The Gurnard's Head Hotel, viewed from the road.

The headland is the site of an Iron Age promontory fort known as Trereen Dinas.[4] On the cliff-edge, above Treen Cove are the remains of Chapel Jane, which could have been a guild chapel of local fisherman. The earliest pottery dates to 1100 to 1150 AD, but the original simple structure of the chapel is comparable with the tiny chapels of St Helen's and Teän, in the Isles of Scilly, and an association with the adjoining stream which according to local, 19th-century, tradition was regarded as a holy well, could indicate an earlier, possibly 8th-century founding.[5]

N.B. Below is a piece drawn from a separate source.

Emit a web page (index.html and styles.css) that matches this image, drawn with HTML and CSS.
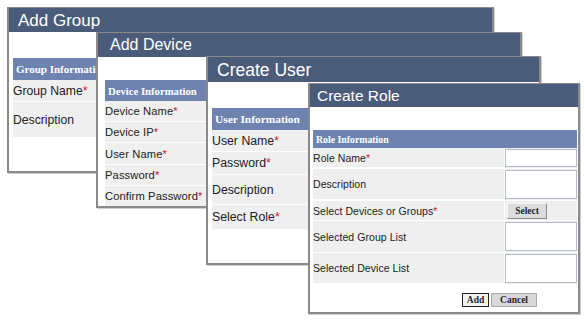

To the east of the headland is an engine house belonging to a copper mine, originally known as Treen Copper Mine (before 1821) and later renamed Gurnard's Head Mine.[6]

In 1870 the Gurnard's Head seine fishery was worth an estimated £800 per year and employed twenty-four men with ten boats and two seines.[7] The pilchards (Sardina pilchardus) were sold locally as fresh pilchards rather than salted and sold as fumadoes for the Mediterranean market.[8] There are two small coves to the east of, and sheltered by Gurnard's Head; Treen Cove and Rose-an-Hale Cove.[9]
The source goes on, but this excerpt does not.